● **Exercise prompt**
Go through the material below and copy all lines with "this".
%%
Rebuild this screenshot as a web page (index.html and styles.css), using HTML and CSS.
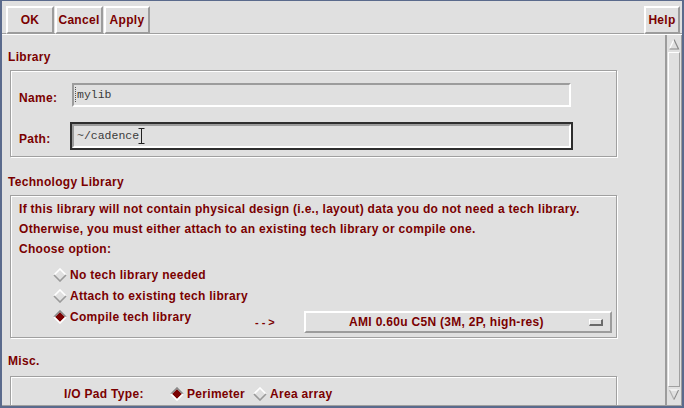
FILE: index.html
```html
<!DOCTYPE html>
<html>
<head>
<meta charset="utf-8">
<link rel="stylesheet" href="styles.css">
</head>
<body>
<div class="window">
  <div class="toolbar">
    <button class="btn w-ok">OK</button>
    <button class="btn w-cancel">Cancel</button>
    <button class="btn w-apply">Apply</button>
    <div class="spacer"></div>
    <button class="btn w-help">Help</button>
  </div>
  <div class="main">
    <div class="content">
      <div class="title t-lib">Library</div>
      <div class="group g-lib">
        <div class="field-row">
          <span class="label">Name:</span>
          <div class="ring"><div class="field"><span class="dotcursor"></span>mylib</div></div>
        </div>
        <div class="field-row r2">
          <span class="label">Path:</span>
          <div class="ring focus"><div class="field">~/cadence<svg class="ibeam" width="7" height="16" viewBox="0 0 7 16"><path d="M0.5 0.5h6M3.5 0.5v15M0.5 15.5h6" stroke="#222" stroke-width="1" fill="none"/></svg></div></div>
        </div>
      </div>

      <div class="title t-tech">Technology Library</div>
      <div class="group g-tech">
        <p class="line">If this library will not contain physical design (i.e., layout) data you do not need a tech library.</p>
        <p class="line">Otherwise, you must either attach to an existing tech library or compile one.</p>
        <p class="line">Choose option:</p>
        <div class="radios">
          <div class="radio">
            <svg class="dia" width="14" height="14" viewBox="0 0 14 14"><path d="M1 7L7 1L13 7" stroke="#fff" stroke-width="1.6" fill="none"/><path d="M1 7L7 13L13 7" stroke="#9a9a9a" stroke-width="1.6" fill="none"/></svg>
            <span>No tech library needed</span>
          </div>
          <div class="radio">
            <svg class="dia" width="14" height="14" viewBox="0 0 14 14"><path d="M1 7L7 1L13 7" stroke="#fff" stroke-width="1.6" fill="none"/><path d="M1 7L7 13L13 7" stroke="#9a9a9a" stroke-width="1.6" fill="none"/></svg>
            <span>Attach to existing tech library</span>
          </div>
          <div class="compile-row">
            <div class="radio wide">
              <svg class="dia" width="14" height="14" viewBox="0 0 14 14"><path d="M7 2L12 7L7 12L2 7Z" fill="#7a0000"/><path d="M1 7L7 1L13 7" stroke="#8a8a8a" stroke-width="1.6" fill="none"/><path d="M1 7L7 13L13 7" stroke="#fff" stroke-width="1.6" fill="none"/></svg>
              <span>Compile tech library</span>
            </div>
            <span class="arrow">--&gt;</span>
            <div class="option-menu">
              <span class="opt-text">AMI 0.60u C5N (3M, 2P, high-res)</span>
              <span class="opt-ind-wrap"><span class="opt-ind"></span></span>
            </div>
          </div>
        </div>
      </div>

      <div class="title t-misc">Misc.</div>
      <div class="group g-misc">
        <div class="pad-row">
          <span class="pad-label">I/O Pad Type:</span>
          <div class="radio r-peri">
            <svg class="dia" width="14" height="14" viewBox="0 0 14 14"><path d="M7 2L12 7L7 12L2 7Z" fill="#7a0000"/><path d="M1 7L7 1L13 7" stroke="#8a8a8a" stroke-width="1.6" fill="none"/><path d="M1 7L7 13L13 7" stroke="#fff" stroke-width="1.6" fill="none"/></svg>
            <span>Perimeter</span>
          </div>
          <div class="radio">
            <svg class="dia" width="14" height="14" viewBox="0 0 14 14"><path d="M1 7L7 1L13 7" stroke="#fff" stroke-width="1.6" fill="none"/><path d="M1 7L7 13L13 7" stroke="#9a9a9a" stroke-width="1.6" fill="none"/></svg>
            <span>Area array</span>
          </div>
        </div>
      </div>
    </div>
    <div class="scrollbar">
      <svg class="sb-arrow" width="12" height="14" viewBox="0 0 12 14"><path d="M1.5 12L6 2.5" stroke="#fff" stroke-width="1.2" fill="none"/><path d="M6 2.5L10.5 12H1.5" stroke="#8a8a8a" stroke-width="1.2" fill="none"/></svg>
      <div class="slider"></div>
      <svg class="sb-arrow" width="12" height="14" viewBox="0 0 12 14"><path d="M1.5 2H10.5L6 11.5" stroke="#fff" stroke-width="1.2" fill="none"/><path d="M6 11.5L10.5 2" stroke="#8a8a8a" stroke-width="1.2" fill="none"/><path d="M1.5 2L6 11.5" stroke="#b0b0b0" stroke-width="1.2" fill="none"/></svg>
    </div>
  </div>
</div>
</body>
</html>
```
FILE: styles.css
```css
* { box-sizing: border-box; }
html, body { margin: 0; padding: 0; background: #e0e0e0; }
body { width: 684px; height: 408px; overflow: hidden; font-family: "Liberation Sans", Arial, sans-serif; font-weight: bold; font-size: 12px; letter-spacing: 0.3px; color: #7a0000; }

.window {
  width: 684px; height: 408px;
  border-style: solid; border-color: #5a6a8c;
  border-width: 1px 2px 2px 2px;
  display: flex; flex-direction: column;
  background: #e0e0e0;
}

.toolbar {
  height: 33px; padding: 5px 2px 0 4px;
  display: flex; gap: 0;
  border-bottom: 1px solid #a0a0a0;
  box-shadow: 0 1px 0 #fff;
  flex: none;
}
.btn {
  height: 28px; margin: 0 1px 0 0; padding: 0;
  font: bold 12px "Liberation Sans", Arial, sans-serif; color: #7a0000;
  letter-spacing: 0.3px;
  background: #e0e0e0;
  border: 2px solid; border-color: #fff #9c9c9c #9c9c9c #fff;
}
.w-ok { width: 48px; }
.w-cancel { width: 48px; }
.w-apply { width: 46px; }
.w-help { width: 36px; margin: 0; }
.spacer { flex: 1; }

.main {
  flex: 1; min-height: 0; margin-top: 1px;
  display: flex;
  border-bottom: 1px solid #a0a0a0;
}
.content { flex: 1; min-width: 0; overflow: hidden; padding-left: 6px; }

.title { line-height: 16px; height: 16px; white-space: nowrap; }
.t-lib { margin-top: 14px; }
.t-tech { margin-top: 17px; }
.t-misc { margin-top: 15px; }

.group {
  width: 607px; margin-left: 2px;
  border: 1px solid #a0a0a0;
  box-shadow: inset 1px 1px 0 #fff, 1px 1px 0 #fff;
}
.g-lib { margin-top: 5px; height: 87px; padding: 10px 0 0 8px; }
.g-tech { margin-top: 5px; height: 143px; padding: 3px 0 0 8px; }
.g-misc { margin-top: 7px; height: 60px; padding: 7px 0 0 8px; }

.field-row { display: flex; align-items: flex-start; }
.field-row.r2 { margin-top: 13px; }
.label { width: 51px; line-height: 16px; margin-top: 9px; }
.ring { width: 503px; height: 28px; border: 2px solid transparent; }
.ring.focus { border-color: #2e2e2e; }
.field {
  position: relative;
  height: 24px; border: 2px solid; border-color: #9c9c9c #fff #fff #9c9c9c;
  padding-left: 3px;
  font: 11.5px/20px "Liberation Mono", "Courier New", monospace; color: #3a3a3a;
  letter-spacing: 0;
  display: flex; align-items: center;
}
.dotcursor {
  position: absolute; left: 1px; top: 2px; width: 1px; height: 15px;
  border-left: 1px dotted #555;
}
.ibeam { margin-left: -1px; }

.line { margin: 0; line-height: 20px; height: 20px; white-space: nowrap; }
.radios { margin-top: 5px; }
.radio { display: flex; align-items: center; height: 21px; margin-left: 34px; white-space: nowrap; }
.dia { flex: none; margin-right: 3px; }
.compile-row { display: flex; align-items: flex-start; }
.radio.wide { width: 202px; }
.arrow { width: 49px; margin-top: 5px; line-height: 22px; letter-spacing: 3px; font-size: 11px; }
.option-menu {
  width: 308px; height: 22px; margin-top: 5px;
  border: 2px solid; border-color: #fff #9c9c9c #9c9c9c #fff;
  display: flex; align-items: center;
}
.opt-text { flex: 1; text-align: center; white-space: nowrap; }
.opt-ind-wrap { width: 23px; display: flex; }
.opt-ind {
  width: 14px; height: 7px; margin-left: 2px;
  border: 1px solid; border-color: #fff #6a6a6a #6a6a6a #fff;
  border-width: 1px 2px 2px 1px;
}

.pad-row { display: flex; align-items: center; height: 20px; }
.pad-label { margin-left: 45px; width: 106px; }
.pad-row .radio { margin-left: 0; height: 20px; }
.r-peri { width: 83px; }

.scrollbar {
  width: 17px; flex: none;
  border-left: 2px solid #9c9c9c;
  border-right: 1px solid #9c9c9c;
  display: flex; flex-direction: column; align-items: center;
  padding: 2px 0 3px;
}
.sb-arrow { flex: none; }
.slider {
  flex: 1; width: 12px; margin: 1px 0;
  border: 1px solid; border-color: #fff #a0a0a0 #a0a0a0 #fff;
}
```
%%
● **Complete response**
Rebuild this screenshot as a web page (index.html and styles.css), using HTML and CSS.
        <p class="line">If this library will not contain physical design (i.e., layout) data you do not need a tech library.</p>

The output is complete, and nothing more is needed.